I guess when it rains it pours. But at least Mike's Trains up in Porter is still open, at least I think it is.


----------



## Spule 4 (Jan 2, 2008)

Nashvegas TN has no real dealers anymore and we are now the 25th largest city in the US. 

A change when I moved here from Columbus, OH where you had dealers all over the place.....


----------



## Jerry Barnes (Jan 2, 2008)

I sense a bleak future for the stores, the online stores and the companies. With all the rising prices of everything here and overseas, besides people not having money to buy train items, the companies will not be able to develop new pieces. I would imagine that the new Bachman line will be the end of any new items from them for awhile. Some of these were developed earlier and may be produced, but doubt many new items will be designed by any company. Jerry


----------



## Steve Stockham (Jan 2, 2008)

This, unfortunately, is a story that we are going to hear again and again. The LHS is going by the wayside due to the fact that the internet and on-line and wholesale retailers can get the products to us both faster and cheaper than the old fashioned LHS with a storefront that has a considerable overhead to meet in order to stay in business! Large scale in particular is vulnerable to this! The amount of overhead needed is considerably more than say HO or N scale items! Sadly, I see this trend continuing. /DesktopModules/NTForums/themes/mls/emoticons/unsure.gif


----------



## Dan Pierce (Jan 2, 2008)

It is not just trains. Gift shops are also feeling the loss of customers due to rising costs and it is not just the fuel. 

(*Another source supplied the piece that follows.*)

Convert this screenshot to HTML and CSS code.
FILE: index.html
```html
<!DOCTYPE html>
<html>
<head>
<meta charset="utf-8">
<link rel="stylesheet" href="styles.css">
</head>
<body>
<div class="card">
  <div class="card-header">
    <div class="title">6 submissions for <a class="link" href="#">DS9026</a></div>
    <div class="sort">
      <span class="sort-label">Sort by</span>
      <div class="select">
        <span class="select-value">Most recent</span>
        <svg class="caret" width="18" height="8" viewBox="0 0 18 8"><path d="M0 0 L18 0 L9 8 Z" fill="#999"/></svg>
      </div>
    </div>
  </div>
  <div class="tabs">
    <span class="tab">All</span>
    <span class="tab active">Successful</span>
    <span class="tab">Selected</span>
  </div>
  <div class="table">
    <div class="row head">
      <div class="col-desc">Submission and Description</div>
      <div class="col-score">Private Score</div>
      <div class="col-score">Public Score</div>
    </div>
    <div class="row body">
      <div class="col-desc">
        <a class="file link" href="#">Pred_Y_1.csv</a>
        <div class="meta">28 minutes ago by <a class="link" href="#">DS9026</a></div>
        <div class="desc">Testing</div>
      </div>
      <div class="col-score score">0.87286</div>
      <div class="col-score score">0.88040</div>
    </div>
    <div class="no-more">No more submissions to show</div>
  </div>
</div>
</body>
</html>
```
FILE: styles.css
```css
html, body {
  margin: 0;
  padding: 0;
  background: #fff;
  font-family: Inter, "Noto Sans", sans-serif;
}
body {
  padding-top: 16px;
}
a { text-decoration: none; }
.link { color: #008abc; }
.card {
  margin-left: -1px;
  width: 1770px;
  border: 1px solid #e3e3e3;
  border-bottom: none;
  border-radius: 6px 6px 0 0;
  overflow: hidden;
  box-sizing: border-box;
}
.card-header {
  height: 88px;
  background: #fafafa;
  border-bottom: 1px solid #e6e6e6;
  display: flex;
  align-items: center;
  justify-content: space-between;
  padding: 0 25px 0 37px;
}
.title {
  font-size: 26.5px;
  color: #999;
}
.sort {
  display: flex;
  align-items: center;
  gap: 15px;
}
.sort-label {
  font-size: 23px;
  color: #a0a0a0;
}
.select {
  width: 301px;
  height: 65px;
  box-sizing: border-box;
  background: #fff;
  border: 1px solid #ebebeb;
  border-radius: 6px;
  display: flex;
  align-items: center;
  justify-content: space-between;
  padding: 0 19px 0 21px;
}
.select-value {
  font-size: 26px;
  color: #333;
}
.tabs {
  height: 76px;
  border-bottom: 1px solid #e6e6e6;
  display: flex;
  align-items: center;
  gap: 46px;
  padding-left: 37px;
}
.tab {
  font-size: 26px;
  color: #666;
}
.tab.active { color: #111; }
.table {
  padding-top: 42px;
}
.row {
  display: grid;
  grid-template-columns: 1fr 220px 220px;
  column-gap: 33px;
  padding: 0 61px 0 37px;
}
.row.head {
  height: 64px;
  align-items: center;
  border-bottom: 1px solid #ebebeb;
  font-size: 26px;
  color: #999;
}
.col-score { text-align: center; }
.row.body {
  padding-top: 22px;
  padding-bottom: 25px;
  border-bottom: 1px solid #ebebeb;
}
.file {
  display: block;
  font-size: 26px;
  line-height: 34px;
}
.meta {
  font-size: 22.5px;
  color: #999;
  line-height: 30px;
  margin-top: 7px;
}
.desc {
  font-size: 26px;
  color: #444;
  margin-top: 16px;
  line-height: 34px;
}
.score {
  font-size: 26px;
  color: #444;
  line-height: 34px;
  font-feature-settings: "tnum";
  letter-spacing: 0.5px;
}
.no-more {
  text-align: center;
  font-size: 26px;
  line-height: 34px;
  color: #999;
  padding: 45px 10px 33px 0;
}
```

Foreign goods are costing more due to the weakening dollar, plus the shipping cost increases. 

Sort of a double whammy.


----------



## vsmith (Jan 2, 2008)

Posted By Jerry Barnes on 07/20/2008 2:18 PM
I would imagine that the new Bachman line will be the end of any new items from them for awhile. Some of these were developed earlier and may be produced, but doubt many new items will be designed by any company. Jerry




There was already some hushed talk about this being true, that the K and this years new items were it till 2012 at least. Given Marklin will also likely stay out of the US with the dollar (or as I call it, the Almost-a-peso) in the bloody toilet, I wouldnt be surprised at all to see some major changes in the hobby. 

I'm planning on doing alot more scratchbuilding in the future using used drive mechansims bought off of Evilbay.


----------



## Allan W. Miller (Jan 2, 2008)

We made our beds, now we must sleep in them. 

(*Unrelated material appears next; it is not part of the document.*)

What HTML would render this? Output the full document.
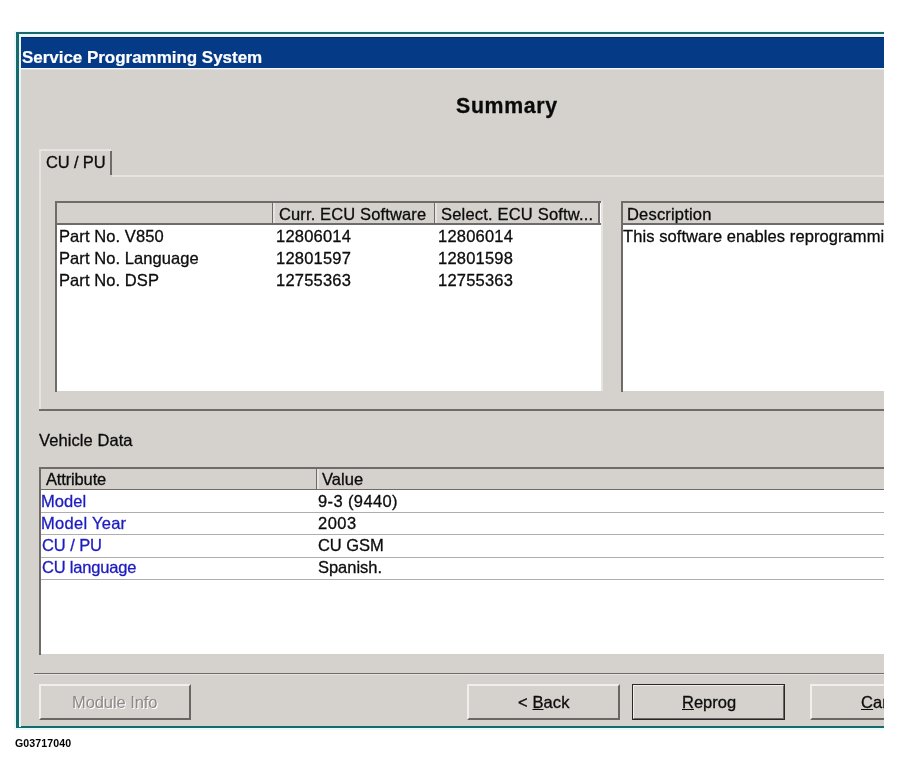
<!DOCTYPE html>
<html><head><meta charset="utf-8"><title>Service Programming System</title>
<style>
html,body{margin:0;padding:0;background:#fff;}
body{width:900px;height:779px;position:relative;overflow:hidden;font-family:"Liberation Sans",sans-serif;font-size:16.5px;color:#0c0c0c;}
.a{position:absolute;}
.t,.bt{will-change:transform;-webkit-text-stroke:0.3px currentColor;}
.t{position:absolute;white-space:nowrap;line-height:18px;font-size:16.5px;letter-spacing:0.08px;}
#clip{left:0;top:0;width:884px;height:779px;overflow:hidden;}
#win{left:16px;top:32px;width:900px;height:696px;background:#d5d1cd;}
#teal{left:16px;top:32px;width:900px;height:692px;border-left:3px solid #176a6c;border-top:2px solid #176a6c;border-bottom:2px solid #176a6c;}
#lite{left:19px;top:34px;width:900px;height:690px;border-left:2px solid #e9f5f8;border-top:3px solid #e9f5f8;}
#title{left:21px;top:37px;width:900px;height:31px;background:#053a87;border-top:1px solid #032c6c;box-sizing:border-box;}
#titletx{left:21.7px;top:48px;color:#fff;font-weight:bold;line-height:20px;font-size:17px;letter-spacing:-0.03px;-webkit-text-stroke:0.2px #fff;}
#tline{left:21px;top:68px;width:900px;height:1px;background:#f4f6f8;border-bottom:1px solid #e2e0dd;}
#summary{left:456px;top:94px;font-weight:bold;font-size:21.3px;line-height:24px;color:#0a0a0a;letter-spacing:0.68px;}
/* tab */
.hl{background:#e6e3e0;}
.dk{background:#6f6b68;}
#tabtx{left:45.6px;top:153px;letter-spacing:-0.15px;}
/* lists */
.wb{background:#fff;}
.hd{background:#d5d1cd;}
.bl{color:#1c1cc0;}
.rl{height:1px;background:#aeaeae;left:41px;width:900px;}
/* bottom */
.btn{box-sizing:border-box;height:36px;border-left:2px solid #f1efec;border-top:2px solid #f1efec;border-right:2px solid #6a6663;border-bottom:2px solid #6a6663;}
.bt{position:absolute;white-space:nowrap;line-height:18px;font-size:16.5px;top:693px;letter-spacing:0.1px;}
.bt i{font-style:normal;text-decoration:underline;}
#cap{left:14.5px;top:737px;font-weight:bold;font-size:10.6px;line-height:12px;color:#000;letter-spacing:0.1px;-webkit-text-stroke:0;}
</style></head><body>
<div id="clip" class="a">
  <div class="a" style="left:14px;top:31px;width:900px;height:699px;background:#eafafc;"></div>
  <div id="win" class="a"></div>
  <div id="teal" class="a"></div>
  <div id="lite" class="a"></div>
  <div id="title" class="a"></div>
  <span id="titletx" class="t">Service Programming System</span>
  <div id="tline" class="a"></div>
  <span id="summary" class="t">Summary</span>

  <!-- tab control -->
  <div class="a hl" style="left:39px;top:150px;width:2px;height:260px;"></div>
  <div class="a hl" style="left:39px;top:149px;width:72px;height:2px;"></div>
  <div class="a dk" style="left:110px;top:151px;width:2px;height:24px;"></div>
  <div class="a hl" style="left:112px;top:175px;width:800px;height:2px;"></div>
  <div class="a dk" style="left:39px;top:409px;width:900px;height:2px;"></div>
  <span id="tabtx" class="t">CU / PU</span>

  <!-- list 1 -->
  <div class="a wb" style="left:55px;top:201px;width:546px;height:190px;"></div>
  <div class="a" style="left:601px;top:201px;width:2px;height:190px;background:#e6e4e2;"></div>
  <div class="a hd" style="left:57px;top:203px;width:542px;height:20px;"></div>
  <div class="a dk" style="left:55px;top:201px;width:546px;height:2px;"></div>
  <div class="a dk" style="left:55px;top:201px;width:2px;height:191px;"></div>
  <div class="a dk" style="left:57px;top:223px;width:544px;height:2px;"></div>
  <div class="a dk" style="left:598px;top:203px;width:2px;height:22px;"></div>
  <div class="a dk" style="left:272px;top:203px;width:1px;height:20px;"></div>
  <div class="a hl" style="left:273px;top:203px;width:2px;height:20px;"></div>
  <div class="a dk" style="left:434px;top:203px;width:1px;height:20px;"></div>
  <div class="a hl" style="left:435px;top:203px;width:2px;height:20px;"></div>
  <span class="t" style="left:278.5px;top:204.5px;letter-spacing:0.13px;">Curr. ECU Software</span>
  <span class="t" style="left:441px;top:204.5px;letter-spacing:0.19px;">Select. ECU Softw...</span>
  <span class="t" style="left:58.5px;top:226.5px;">Part No. V850</span>
  <span class="t" style="left:58.5px;top:248.5px;">Part No. Language</span>
  <span class="t" style="left:58.5px;top:270.5px;">Part No. DSP</span>
  <span class="t" style="left:275.5px;letter-spacing:0.2px;top:226.5px;">12806014</span>
  <span class="t" style="left:275.5px;letter-spacing:0.2px;top:248.5px;">12801597</span>
  <span class="t" style="left:275.5px;letter-spacing:0.2px;top:270.5px;">12755363</span>
  <span class="t" style="left:437.5px;letter-spacing:0.2px;top:226.5px;">12806014</span>
  <span class="t" style="left:437.5px;letter-spacing:0.2px;top:248.5px;">12801598</span>
  <span class="t" style="left:437.5px;letter-spacing:0.2px;top:270.5px;">12755363</span>

  <!-- list 2 -->
  <div class="a wb" style="left:621px;top:201px;width:300px;height:190px;"></div>
  <div class="a hd" style="left:623px;top:203px;width:300px;height:20px;"></div>
  <div class="a dk" style="left:621px;top:201px;width:300px;height:2px;"></div>
  <div class="a dk" style="left:621px;top:201px;width:2px;height:191px;"></div>
  <div class="a dk" style="left:623px;top:223px;width:300px;height:2px;"></div>
  <span class="t" style="left:627px;top:204.5px;letter-spacing:0.18px;">Description</span>
  <span class="t" style="left:622.5px;top:226.5px;">This software enables reprogramming of the control unit</span>

  <!-- vehicle data -->
  <span class="t" style="left:39px;top:431px;">Vehicle Data</span>
  <div class="a wb" style="left:39px;top:467px;width:900px;height:187px;"></div>
  <div class="a hd" style="left:41px;top:469px;width:900px;height:20px;"></div>
  <div class="a dk" style="left:39px;top:467px;width:900px;height:2px;"></div>
  <div class="a dk" style="left:39px;top:467px;width:2px;height:188px;"></div>
  <div class="a dk" style="left:41px;top:489px;width:900px;height:1px;"></div>
  <div class="a dk" style="left:316px;top:469px;width:1px;height:20px;"></div>
  <div class="a hl" style="left:317px;top:469px;width:2px;height:20px;"></div>
  <span class="t" style="left:45.8px;top:470px;letter-spacing:-0.15px;">Attribute</span>
  <span class="t" style="left:322px;top:470px;">Value</span>
  <div class="a rl" style="top:512px;"></div>
  <div class="a rl" style="top:534px;"></div>
  <div class="a rl" style="top:557px;"></div>
  <div class="a rl" style="top:579px;"></div>
  <span class="t bl" style="left:40.8px;top:492px;">Model</span>
  <span class="t bl" style="left:40.8px;top:514px;letter-spacing:0.28px;">Model Year</span>
  <span class="t bl" style="left:41.5px;top:536px;letter-spacing:-0.09px;">CU / PU</span>
  <span class="t bl" style="left:41.5px;top:558px;letter-spacing:-0.19px;">CU language</span>
  <span class="t" style="left:318px;top:492px;letter-spacing:0.38px;">9-3 (9440)</span>
  <span class="t" style="left:318px;top:514px;letter-spacing:0.5px;">2003</span>
  <span class="t" style="left:318px;top:536px;letter-spacing:-0.05px;">CU GSM</span>
  <span class="t" style="left:318px;top:558px;letter-spacing:-0.03px;">Spanish.</span>

  <!-- bottom -->
  <div class="a dk" style="left:34px;top:673px;width:900px;height:1px;"></div>
  <div class="a hl" style="left:34px;top:674px;width:900px;height:1px;"></div>
  <div class="a btn" style="left:39px;top:684px;width:152px;"></div>
  <span class="bt" style="left:72px;color:#8c8a88;text-shadow:1px 1px 0 #fff;-webkit-text-stroke:0;letter-spacing:-0.08px;">Module Info</span>
  <div class="a btn" style="left:467px;top:684px;width:153px;"></div>
  <span class="bt" style="left:518px;">&lt; <i>B</i>ack</span>
  <div class="a" style="left:632px;top:684px;width:153px;height:36px;box-sizing:border-box;border:1px solid #2a2826;"></div>
  <div class="a btn" style="left:633px;top:685px;width:151px;height:34px;border-left-width:1px;border-top-width:1px;border-right-width:1px;border-bottom-width:1px;"></div>
  <span class="bt" style="left:682px;letter-spacing:0;"><i>R</i>eprog</span>
  <div class="a btn" style="left:810px;top:684px;width:155px;"></div>
  <span class="bt" style="left:861px;"><i>C</i>ancel</span>
</div>
<span id="cap" class="t">G03717040</span>
</body></html>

The true consequences will probably not be felt for some time, but eventually folks will realize that we hobbyists have been our own worst enemy, and that once these places are gone, they are gone for good.


----------



## blackburn49 (Jan 2, 2008)

Posted By Allan W. Miller on 07/22/2008 9:18 AM

We made our beds, now we must sleep in them. The true consequences will probably not be felt for some time, but eventually folks will realize that we hobbyists have been our own worst enemy, and that once these places are gone, they are gone for good.


I don't know how we are to blame ourselves for this. And this is hardly a new development. I have noted in the past that I have watched three Portland Oregon area LS stores go out of business within the space of a decade.  The bulk of us in the hobby have probably never had easy access to any of these store. I certainly have not. But I have purchased from all three of those stores and the one which still remains--_Tammy's Hobbies_--when I had the opportunity.  Few of these stores could ever realistically compete with these large on-line stores and their prices. No surprise that now there are less of them. The real problem is--will enough of us be able to afford new products from these on-line stores in the future.  If the product lines go stale due to lack of business activity, then the end is definitely in sight for this hobby.


----------



## jfrank (Jan 2, 2008)

Some of these stores are a victim of their own policies. Particularly the Roundhouse and Papa Bens when Ben Perlman was running it. The Roundhouse was well known for jacking up prices and telling you one thing and doing another. Promising to order a certain product then forgetting all about it. 

My experience with Papa Ben's when I put some items there on consignment is I couldn't get the money after the item was sold. He would give out all kinds of excuses and offer to give you store credit. Needless to say I took the consignment items out of there and sent them to Caboose Hobbies in Denver where the act like professionals and send your check promptly. I ordered an Accucraft engine through Ben and gave him a deposit and agreed on the price. He never sent in the deposit so when the engine finally came it was a higher price as he failed to lock in the initial price. 

These are just a few examples as to what is wrong with some of these one owner stores. G&G has always been the most reliable, friendly and neighborly train store in Houston. I am sorry to see they are having problems. Mikes is also a very good store.


----------